Cunningham’s research examines the long-term influences of parents on children, the consequences of divorce, the factors shaping individuals’ attitudes about family life, and the changing roles and responsibilities of women and men in families. His research linking parental characteristics to young adult outcomes including family attitudes and well-being continues to be regularly cited in the field. In addition, he has made important contributions to the literature on the work-family nexus through his longitudinal research investigating reciprocal relationships between women’s paid and unpaid work over the life course. He has also examined changing attitudes about family and gender in a European context, with a particular focus on Northern Ireland.
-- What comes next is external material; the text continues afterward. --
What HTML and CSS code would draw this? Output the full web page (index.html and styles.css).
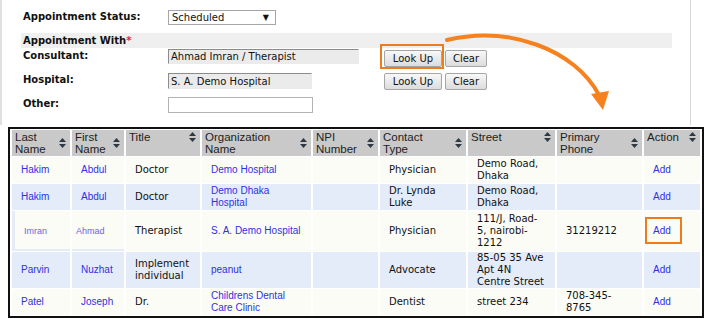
FILE: index.html
```html
<!DOCTYPE html>
<html lang="en">

<head>
    <meta charset="UTF-8">
    <meta name="viewport" content="width=device-width, initial-scale=1.0">
    <title>Appointment - Look Up</title>
    <link rel="stylesheet" href="styles.css">
</head>

<body>
    <div class="page">
        <div class="panel">
            <div class="form-row status-row">
                <label class="field-label">Appointment Status:</label>
                <div class="select"><span>Scheduled</span><span class="select-arrow">&#9660;</span></div>
            </div>

            <div class="band">Appointment With<span class="req">*</span></div>

            <div class="form-row consult-row">
                <label class="field-label">Consultant:</label>
                <div><input type="text" class="text-input wide" value="Ahmad Imran / Therapist" readonly /></div>
                <div class="buttons">
                    <button class="btn btn-lookup">Look Up</button>
                    <button class="btn btn-clear">Clear</button>
                </div>
            </div>
            <div class="form-row">
                <label class="field-label">Hospital:</label>
                <div><input type="text" class="text-input short" value="S. A. Demo Hospital" readonly /></div>
                <div class="buttons">
                    <button class="btn btn-lookup">Look Up</button>
                    <button class="btn btn-clear">Clear</button>
                </div>
            </div>
            <div class="form-row">
                <label class="field-label">Other:</label>
                <div><input type="text" class="text-input blank" /></div>
            </div>
        </div>

        <div class="results">
            <table class="grid">
                <colgroup>
                    <col class="c-last">
                    <col class="c-first">
                    <col class="c-title">
                    <col class="c-org">
                    <col class="c-npi">
                    <col class="c-type">
                    <col class="c-street">
                    <col class="c-phone">
                    <col class="c-action">
                </colgroup>
                <thead>
                    <tr>
                        <th><div class="th-inner"><span>Last<br>Name</span><svg class="sort" width="7" height="10" viewBox="0 0 7 10"><path d="M3.5 0L7 4H0z M0 6h7L3.5 10z"/></svg></div></th>
                        <th><div class="th-inner"><span>First<br>Name</span><svg class="sort" width="7" height="10" viewBox="0 0 7 10"><path d="M3.5 0L7 4H0z M0 6h7L3.5 10z"/></svg></div></th>
                        <th><div class="th-inner"><span>Title</span><svg class="sort" width="7" height="10" viewBox="0 0 7 10"><path d="M3.5 0L7 4H0z M0 6h7L3.5 10z"/></svg></div></th>
                        <th><div class="th-inner"><span>Organization<br>Name</span><svg class="sort" width="7" height="10" viewBox="0 0 7 10"><path d="M3.5 0L7 4H0z M0 6h7L3.5 10z"/></svg></div></th>
                        <th><div class="th-inner"><span>NPI<br>Number</span><svg class="sort" width="7" height="10" viewBox="0 0 7 10"><path d="M3.5 0L7 4H0z M0 6h7L3.5 10z"/></svg></div></th>
                        <th><div class="th-inner"><span>Contact<br>Type</span><svg class="sort" width="7" height="10" viewBox="0 0 7 10"><path d="M3.5 0L7 4H0z M0 6h7L3.5 10z"/></svg></div></th>
                        <th><div class="th-inner"><span>Street</span><svg class="sort" width="7" height="10" viewBox="0 0 7 10"><path d="M3.5 0L7 4H0z M0 6h7L3.5 10z"/></svg></div></th>
                        <th><div class="th-inner"><span>Primary<br>Phone</span><svg class="sort" width="7" height="10" viewBox="0 0 7 10"><path d="M3.5 0L7 4H0z M0 6h7L3.5 10z"/></svg></div></th>
                        <th><div class="th-inner"><span>Action</span><svg class="sort" width="7" height="10" viewBox="0 0 7 10"><path d="M3.5 0L7 4H0z M0 6h7L3.5 10z"/></svg></div></th>
                    </tr>
                </thead>
                <tbody>
                    <tr class="odd">
                        <td><a class="link">Hakim</a></td>
                        <td><a class="link">Abdul</a></td>
                        <td>Doctor</td>
                        <td><a class="link">Demo Hospital</a></td>
                        <td></td>
                        <td>Physician</td>
                        <td>Demo Road,<br>Dhaka</td>
                        <td></td>
                        <td><a class="link">Add</a></td>
                    </tr>
                    <tr class="even">
                        <td><a class="link">Hakim</a></td>
                        <td><a class="link">Abdul</a></td>
                        <td>Doctor</td>
                        <td><a class="link">Demo Dhaka<br>Hospital</a></td>
                        <td></td>
                        <td>Dr. Lynda<br>Luke</td>
                        <td>Demo Road,<br>Dhaka</td>
                        <td></td>
                        <td><a class="link">Add</a></td>
                    </tr>
                    <tr class="odd row-active">
                        <td class="cell-last"><a class="link">Imran</a></td>
                        <td class="cell-first"><a class="link">Ahmad</a></td>
                        <td>Therapist</td>
                        <td><a class="link">S. A. Demo Hospital</a></td>
                        <td></td>
                        <td>Physician</td>
                        <td>111/J, Road-<br>5, nairobi-<br>1212</td>
                        <td>31219212</td>
                        <td><a class="link">Add</a></td>
                    </tr>
                    <tr class="even">
                        <td><a class="link">Parvin</a></td>
                        <td><a class="link">Nuzhat</a></td>
                        <td>Implement<br>individual</td>
                        <td><a class="link">peanut</a></td>
                        <td></td>
                        <td>Advocate</td>
                        <td>85-05 35 Ave<br>Apt 4N<br>Centre Street</td>
                        <td></td>
                        <td><a class="link">Add</a></td>
                    </tr>
                    <tr class="odd">
                        <td><a class="link">Patel</a></td>
                        <td><a class="link">Joseph</a></td>
                        <td>Dr.</td>
                        <td><a class="link">Childrens Dental<br>Care Clinic</a></td>
                        <td></td>
                        <td>Dentist</td>
                        <td>street 234</td>
                        <td>708-345-<br>8765</td>
                        <td><a class="link">Add</a></td>
                    </tr>
                </tbody>
            </table>
        </div>

        <!-- annotations -->
        <div class="mark mark-lookup"></div>
        <div class="mark mark-add"></div>
        <svg class="arrow" width="704" height="319" viewBox="0 0 704 319">
            <path d="M447 40 C 510 25, 575 50, 599 95" fill="none" stroke="#f5821f" stroke-width="4" stroke-linecap="round"/>
            <polygon points="591,94 609,91 603,110" fill="#f5821f"/>
        </svg>
    </div>
</body>

</html>
```

FILE: styles.css
```css
* {
    margin: 0;
    padding: 0;
    box-sizing: border-box;
}

body {
    background: #fff;
    font-family: "DejaVu Sans", Verdana, sans-serif;
    font-size: 10px;
    color: #111;
}

.page {
    position: relative;
    width: 704px;
    height: 319px;
    overflow: hidden;
}

/* form panel */
.panel {
    width: 691px;
    height: 125px;
    border-left: 2px solid #e0e0e0;
    border-right: 1px solid #d6d6d6;
    padding: 10px 18px 0 19px;
}

.form-row {
    display: grid;
    grid-template-columns: 147px 216px auto;
    align-items: start;
    height: 24px;
}

.status-row {
    height: 15px;
}

.field-label {
    font-weight: bold;
    line-height: 14px;
    padding-left: 2px;
}

.select {
    width: 108px;
    height: 15px;
    border: 1px solid #a6a6a6;
    display: flex;
    justify-content: space-between;
    align-items: center;
    padding: 0 6px 0 3px;
    line-height: 13px;
}

.select-arrow {
    font-size: 8px;
}

.band {
    margin-top: 8px;
    margin-bottom: 1px;
    height: 15px;
    line-height: 15px;
    background: #efefef;
    font-weight: bold;
    padding-left: 2px;
}

.req {
    color: #e8174f;
}

.text-input {
    height: 15px;
    font: 10px "DejaVu Sans", Verdana, sans-serif;
    color: #111;
    padding: 0 2px;
    background: #ebebeb;
    border: 1px solid #ebebeb;
    border-top-color: #8c8c8c;
    border-left-color: #8c8c8c;
    outline: none;
}

.wide {
    width: 191px;
}

.short {
    width: 144px;
    height: 16px;
}

.blank {
    width: 145px;
    height: 16px;
    background: #fff;
    border: 1px solid #b4b4b4;
}

.buttons {
    display: flex;
    gap: 3px;
}

.consult-row .buttons {
    margin-top: 1px;
}

.btn {
    height: 17px;
    font: 10px "DejaVu Sans", Verdana, sans-serif;
    color: #111;
    background: linear-gradient(#f8f8f8, #dcdcdc);
    border: 1px solid #a6a6a6;
    border-radius: 2px;
}

.btn-lookup {
    width: 58px;
}

.btn-clear {
    width: 42px;
}

/* results grid */
.results {
    margin: 2px 0 0 8px;
    width: 696px;
    border: 2px solid #111;
}

.grid {
    width: 100%;
    table-layout: fixed;
    border-collapse: separate;
    border-spacing: 2px 1px;
}

.c-last { width: 58px; }
.c-first { width: 52px; }
.c-title { width: 74px; }
.c-org { width: 109px; }
.c-npi { width: 65px; }
.c-type { width: 86px; }
.c-street { width: 87px; }
.c-phone { width: 85px; }
.c-action { width: 56px; }

.grid th {
    height: 26px;
    background: #c9c9c9;
    font: normal 11.5px/12px "Liberation Sans", Arial, sans-serif;
    color: #1d1d1d;
    text-align: left;
    vertical-align: top;
    padding: 1px 4px 1px 3px;
}

.th-inner {
    display: flex;
    align-items: center;
    justify-content: space-between;
}

.sort {
    flex: none;
    fill: #2e3946;
}

.grid td {
    height: 26px;
    padding: 0 4px 0 9px;
    line-height: 12px;
    vertical-align: middle;
}

.odd {
    background: #fcfcf6;
}

.even {
    background: #e4ecfa;
}

.link {
    font-family: "Liberation Sans", Arial, sans-serif;
    font-size: 10px;
    color: #3030e4;
}

.row-active td {
    height: 40px;
}

.row-active .cell-last {
    padding-left: 12px;
    box-shadow: inset 3px -2px 0 #e6ecf6;
}

.row-active .cell-first {
    padding-left: 4px;
    box-shadow: inset 0 -2px 0 #e6ecf6;
}

.row-active .cell-last .link,
.row-active .cell-first .link {
    font-size: 9px;
    color: #6f62e6;
}

/* annotations */
.mark {
    position: absolute;
    border: 2px solid #ef7c1c;
}

.mark-lookup {
    left: 380px;
    top: 44px;
    width: 64px;
    height: 25px;
}

.mark-add {
    left: 645px;
    top: 217px;
    width: 37px;
    height: 27px;
}

.arrow {
    position: absolute;
    left: 0;
    top: 0;
    pointer-events: none;
}
```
Cunningham has recently embarked on study of intimate partner violence with Dr. Kristin Anderson and Dr. Julie Morris of Western Washington University. They are analyzing data from the recently-released National Intimate Partner Violence and Sexual Assault survey. (Note that these data are highly protected and are not housed on CSDE servers.) This research project will investigate the association between union status and experiences of intimate partner violence, and gender differences in violence exposure over the life course. Each of these projects is rooted in understanding important changes in family life in the U.S. and other countries that can be directly linked to well-being.